A responsive low-level cyclone over Kansas will draw a partially moistened Gulf-origin airmass north, where it will be overspread by a belt of moderate westerlies associated with the expansive longwave jet. While dewpoints generally at or below 55ºF will limit convective threat to a degree by forcing high LCLs and preventing widespread convective initiation, some degree of a severe threat is possible. This is at the hands of an impressive EML, with lapse rates in the warm sector between 500mb and 700mb expected to exceed 9ºC/km in places. The result will be a thermodynamic profile incredibly favorable for elevated convection conditional on sufficient lift, but unfavorable for much surface based activity, or any activity if lift is not met. Great kinematics could result in some impressive mesocyclones capable of dropping large to significant hail given this thermodynamic profile, although damaging wind and tornado threats should be low-end due to near-surface inhibition of convective energy transfer.
While the region of interest may be a little far east in the latest HRRR, it shows the general theme of convective initiation almost entirely along lifting, which will be ahead of a surface low and along a dryline tomorrow.
Even after the shortwave moves north of optimal moisture return with incentive for ascent tomorrow night, a severe threat will continue to build, as the unusual jet orientation maintains southerly flow by maintaining low level cyclogenesis well north of the central plains, and preventing wind shifts from clearing moisture.
This long-fused southerly flow will create a gunpowder keg of sorts, as persistent moistening creates an expansive warm sector primed for conditional instability. A significant ramp-up in convective activity will occur after a lull Thursday, then, when the closed low moves into the south-central US from Friday until Sunday. More on this later in the week.

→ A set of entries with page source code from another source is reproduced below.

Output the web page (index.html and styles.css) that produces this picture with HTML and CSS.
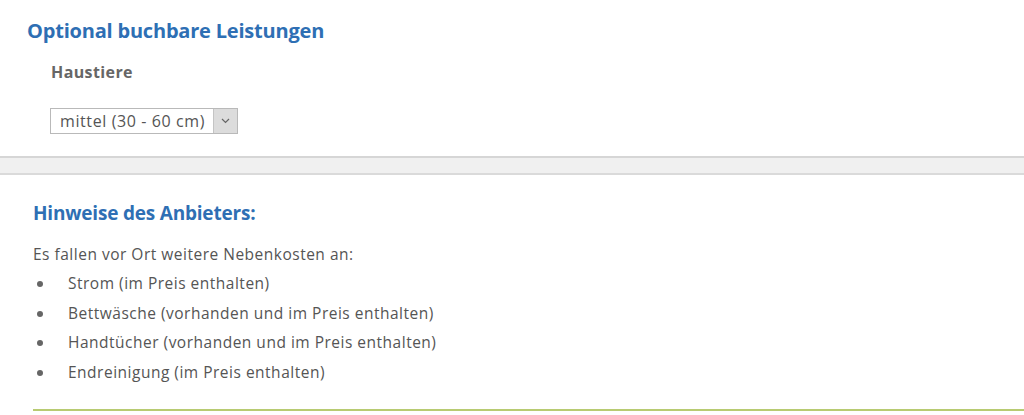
FILE: index.html
```html
<!DOCTYPE html>
<html lang="de">
<head>
<meta charset="utf-8">
<link rel="stylesheet" href="styles.css">
</head>
<body>
<section class="optional">
  <h2 class="title">Optional buchbare Leistungen</h2>
  <div class="field">
    <div class="label">Haustiere</div>
    <div class="select">
      <span class="select-value">mittel (30 - 60 cm)</span>
      <span class="select-btn"><svg width="9" height="6" viewBox="0 0 9 6"><path d="M1 1 L4.5 4.5 L8 1" fill="none" stroke="#666" stroke-width="1.2"/></svg></span>
    </div>
  </div>
</section>
<div class="divider"></div>
<section class="notes">
  <h2 class="title notes-title">Hinweise des Anbieters:</h2>
  <p class="intro">Es fallen vor Ort weitere Nebenkosten an:</p>
  <ul class="list">
    <li>Strom (im Preis enthalten)</li>
    <li>Bettwäsche (vorhanden und im Preis enthalten)</li>
    <li>Handtücher (vorhanden und im Preis enthalten)</li>
    <li>Endreinigung (im Preis enthalten)</li>
  </ul>
  <div class="rule"></div>
</section>
</body>
</html>
```
FILE: styles.css
```css
html, body {
  margin: 0;
  padding: 0;
  background: #fff;
  font-family: "Open Sans", "Noto Sans", sans-serif;
  color: #555;
}
.optional {
  padding: 17px 0 0 27px;
  height: 139px;
  box-sizing: border-box;
}
.title {
  margin: 0;
  font-size: 20px;
  font-weight: 700;
  color: #2e6fb4;
  line-height: 28px;
  letter-spacing: -0.2px;
}
.field {
  padding: 16px 0 0 24px;
}
.label {
  font-size: 16px;
  font-weight: 700;
  color: #666;
  line-height: 22px;
  letter-spacing: 0.4px;
}
.select {
  margin: 25px 0 0 -1px;
  display: inline-flex;
  border: 1px solid #b9b9b9;
  height: 26px;
  box-sizing: border-box;
}
.select-value {
  font-size: 16px;
  letter-spacing: 0.6px;
  line-height: 24px;
  padding: 0 8px 0 9px;
  color: #555;
  width: 145px;
  white-space: nowrap;
}
.select-btn {
  width: 23px;
  background: #dcdcdc;
  border-left: 1px solid #c4c4c4;
  display: flex;
  align-items: center;
  justify-content: center;
}
.divider {
  margin-top: 17px;
  height: 19px;
  box-sizing: border-box;
  background: #f0f0f0;
  border-top: 2px solid #d6d6d6;
  border-bottom: 2px solid #dadada;
}
.notes {
  padding: 24px 0 0 33px;
}
.notes-title {
  font-size: 19px;
}
.intro {
  margin: 16px 0 0;
  font-size: 15.5px;
  letter-spacing: 0.5px;
  line-height: 22px;
}
.list {
  margin: 4px 0 0;
  padding: 0;
  list-style: none;
}
.list li {
  position: relative;
  padding-left: 35px;
  font-size: 15.5px;
  letter-spacing: 0.5px;
  line-height: 29.5px;
}
.list li::before {
  content: "";
  position: absolute;
  left: 4px;
  top: 12px;
  width: 6px;
  height: 6px;
  border-radius: 50%;
  background: #666;
}
.rule {
  margin-top: 22px;
  border-top: 2px solid #b8cb72;
}
```
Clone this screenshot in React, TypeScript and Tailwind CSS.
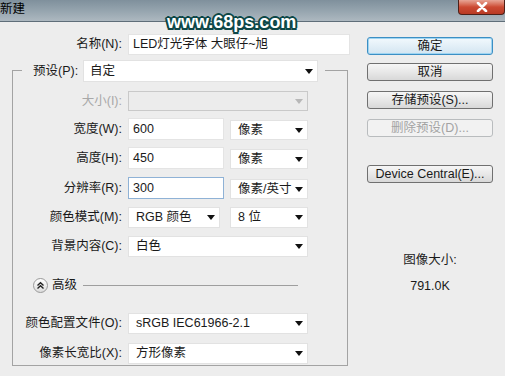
import React from 'react'

const font = "font-['Liberation_Sans','Noto_Sans_CJK_SC',sans-serif]"

const Arrow = ({ light = false }: { light?: boolean }) => (
  <svg width="8" height="5" viewBox="0 0 8 5" className="shrink-0">
    <path d="M0 0 L8 0 L4 5 Z" fill={light ? '#b8b8b8' : '#111'} />
  </svg>
)

const Select = ({
  value,
  w,
  h = 'h-[21px]',
  disabled = false,
  pl = 'pl-[6px]',
}: {
  value: string
  w: string
  h?: string
  disabled?: boolean
  pl?: string
}) => (
  <div
    className={`${w} ${h} ${pl} pr-[4px] flex items-center justify-between border ${
      disabled ? 'bg-[#ececec] border-[#c9c9c9]' : 'bg-white border-[#e2e2e2]'
    }`}
  >
    <span className="leading-none whitespace-nowrap">{value}</span>
    <Arrow light={disabled} />
  </div>
)

const Input = ({ value, w, focus = false }: { value: string; w: string; focus?: boolean }) => (
  <div
    className={`${w} h-[22px] pl-[4px] flex items-center bg-white border ${
      focus ? 'border-[#8fb2d6]' : 'border-[#e4e4e4]'
    }`}
  >
    <span className="leading-none">{value}</span>
  </div>
)

const Row = ({ label, mt, children, gray = false }: { label: string; mt: string; children: React.ReactNode; gray?: boolean }) => (
  <div className={`flex items-center ${mt}`}>
    <div className={`w-[110px] pr-[1px] text-right leading-none whitespace-nowrap ${gray ? 'text-[#a8a8a8]' : ''}`}>{label}</div>
    <div className="ml-[5px] flex items-center">{children}</div>
  </div>
)

const Button = ({ label, mt, primary = false, disabled = false }: { label: string; mt: string; primary?: boolean; disabled?: boolean }) => (
  <div
    className={`${mt} w-[126px] h-[18px] rounded-[3px] border flex items-center justify-center leading-none ${
      primary
        ? 'border-[#3c8fc4] bg-gradient-to-b from-[#f2f9fd] to-[#d3e5f1] shadow-[inset_0_0_0_1px_#9fd5f2]'
        : disabled
        ? 'border-[#b9bcbe] bg-[#f2f2f2] text-[#a3a3a3]'
        : 'border-[#707070] bg-gradient-to-b from-[#f6f6f6] via-[#e8e8e8] to-[#d8d8d8]'
    }`}
  >
    {label}
  </div>
)

export default function App() {
  return (
    <div className={`relative w-[505px] h-[376px] overflow-hidden bg-[#ededed] text-[12.5px] text-[#1a1a1a] ${font}`}>
      {/* Title bar */}
      <div className="h-[22px] border-b border-[#5f6e79] bg-gradient-to-b from-[#7f909c] via-[#95a4ae] to-[#adb8c0] flex items-start justify-between">
        <span className="pt-[3px] leading-none text-[12.5px] text-black">新建</span>
        <div className="w-[47px] h-[15px] rounded-b-[4px] border border-t-0 border-[#4e2018] bg-gradient-to-b from-[#e7a596] via-[#cc4a33] to-[#b83a24] flex items-center justify-center">
          <svg width="12" height="10" viewBox="0 0 12 10">
            <path d="M2 1 L10 9 M10 1 L2 9" stroke="white" strokeWidth="2.6" strokeLinecap="round" />
          </svg>
        </div>
      </div>

      <div className="flex">
        {/* Left column */}
        <div className="w-[367px]">
          <div className="flex items-center mt-[12px]">
            <div className="w-[122px] text-right leading-none">名称(N):</div>
            <div className="ml-[6px] w-[222px] h-[21px] bg-white border border-[#e4e4e4] pl-[4px] flex items-center leading-none">
              LED灯光字体 大眼仔~旭
            </div>
          </div>

          <div className="ml-[12px] mt-[15px] w-[336px] h-[296px] border border-[#a3a3a3]">
            {/* Legend row */}
            <div className="-mt-[11px] ml-[9px] w-fit pl-[11px] pr-[7px] bg-[#ededed] flex items-center">
              <div className="w-[47px] leading-none whitespace-nowrap">预设(P):</div>
              <div className="ml-[3px]">
                <Select value="自定" w="w-[235px]" h="h-[22px]" pl="pl-[6px]" />
              </div>
            </div>

            <Row label="大小(I):" mt="mt-[9px]" gray>
              <Select value="" w="w-[180px]" h="h-[20px]" disabled />
            </Row>

            <Row label="宽度(W):" mt="mt-[7px]">
              <Input value="600" w="w-[96px]" />
              <div className="ml-[6px] mt-[2px]">
                <Select value="像素" w="w-[78px]" h="h-[20px]" pl="pl-[7px]" />
              </div>
            </Row>

            <Row label="高度(H):" mt="mt-[7px]">
              <Input value="450" w="w-[96px]" />
              <div className="ml-[6px] mt-[2px]">
                <Select value="像素" w="w-[78px]" h="h-[20px]" pl="pl-[7px]" />
              </div>
            </Row>

            <Row label="分辨率(R):" mt="mt-[8px]">
              <Input value="300" w="w-[96px]" focus />
              <div className="ml-[6px] mt-[2px]">
                <Select value="像素/英寸" w="w-[78px]" h="h-[20px]" pl="pl-[7px]" />
              </div>
            </Row>

            <Row label="颜色模式(M):" mt="mt-[8px]">
              <Select value="RGB 颜色" w="w-[92px]" h="h-[21px]" pl="pl-[7px]" />
              <div className="ml-[10px]">
                <Select value="8 位" w="w-[78px]" h="h-[21px]" pl="pl-[7px]" />
              </div>
            </Row>

            <Row label="背景内容(C):" mt="mt-[8px]">
              <Select value="白色" w="w-[180px]" h="h-[21px]" pl="pl-[7px]" />
            </Row>

            {/* Advanced */}
            <div className="mt-[21px] ml-[20px] flex items-center">
              <div className="w-[15px] h-[15px] rounded-full border border-[#9a9a9a] bg-gradient-to-b from-white to-[#dcdcdc] flex items-center justify-center">
                <svg width="9" height="9" viewBox="0 0 9 9">
                  <path d="M1.5 4.5 L4.5 1.8 L7.5 4.5 M1.5 7.5 L4.5 4.8 L7.5 7.5" stroke="#222" strokeWidth="1.4" fill="none" />
                </svg>
              </div>
              <span className="ml-[4px] leading-none">高级</span>
              <div className="ml-[6px] w-[215px] h-px bg-[#9e9e9e]" />
            </div>

            <Row label="颜色配置文件(O):" mt="mt-[20px]">
              <Select value="sRGB IEC61966-2.1" w="w-[180px]" h="h-[21px]" pl="pl-[7px]" />
            </Row>

            <Row label="像素长宽比(X):" mt="mt-[9px]">
              <Select value="方形像素" w="w-[180px]" h="h-[21px]" pl="pl-[7px]" />
            </Row>
          </div>
        </div>

        {/* Right column */}
        <div className="w-[126px] flex flex-col">
          <Button label="确定" mt="mt-[15px]" primary />
          <Button label="取消" mt="mt-[8px]" />
          <Button label="存储预设(S)..." mt="mt-[10px]" />
          <Button label="删除预设(D)..." mt="mt-[10px]" disabled />
          <Button label="Device Central(E)..." mt="mt-[28px]" />
          <div className="mt-[69px] text-center leading-[16px]">图像大小:</div>
          <div className="mt-[10px] text-center leading-[16px]">791.0K</div>
        </div>
      </div>

      {/* Watermark */}
      <div className="absolute left-[167px] top-[13px] text-[18px] font-bold leading-none text-white font-['Liberation_Sans',sans-serif] [text-shadow:-2px_0_#0d4747,2px_0_#0d4747,0_-2px_#0d4747,0_2px_#0d4747,-1.5px_-1.5px_#0d4747,1.5px_-1.5px_#0d4747,-1.5px_1.5px_#0d4747,1.5px_1.5px_#0d4747]">
        www.68ps.com
      </div>
    </div>
  )
}
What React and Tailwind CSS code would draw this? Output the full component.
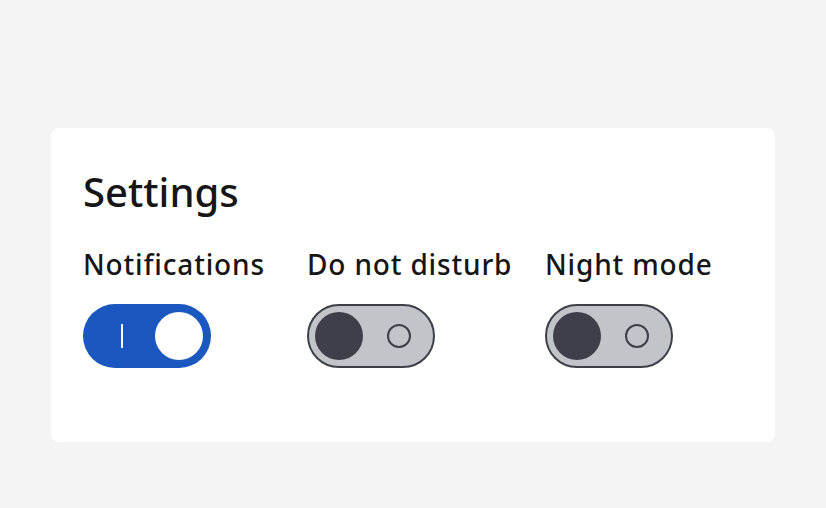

To the east of this severe thunderstorm threat, meanwhile, persistent Gulf advection amidst a frontal boundary maintained nearly parallel to flow aloft will encourage a potentially significant flash flood threat into the weekend.
Flooding requires a laundry list of parameters. But a southwesterly midlevel jet over the central US can satisfy many of them, promoting persistent mass removal that allows southerly moisture advection and generally favoring a frontal orientation that allows convective training.
Flooding is all about persistence. The favorability for training with this pattern provides it in the short term, but a few hours of thunderstorms hitting the same place won’t usually lead to major hydrological issues. For major flooding, the jet itself must remain static. With the exception of storms such as Hurricane Harvey, it’s really hard to find atmospheric forcing that stays still for several days. Troughs like to move! But really, the atmosphere doesn’t have to sit in one place- it just has to seem as if it is from the ground.
Sometimes, this medium-range relative persistence can happen when deep troughing digs south over the Rockies, buckling the jet stream. Immediately to the east, the jet acts almost like a pivoting nor’easter snow band: a dynamic system behaving as if it is static. This happened, for example, at the end of April in 2017, causing significant flooding downstream in Missouri.
The tendency for this synoptic pattern to occur alongside typical cyclone/trough evolution allows a swath of the central US, from Arkansas and Missouri through Kentucky and Tennessee, to see extreme flash flooding every few years. Guidance suggests it will probably happen to a degree this week.
The jet pattern is unmistakable. Notice the persistence of the flow regime centered over S. Missouri, despite the typical progression of the jet at large, as high-amplitude troughing digs upstream.
This persistent synoptic support for convective training would occur amidst open Gulf advection via a speedy low level jet, modest convective support, and a Pacific moisture infusion aloft. Expect more on this threat, which may end up being quite significant, through the rest of the week.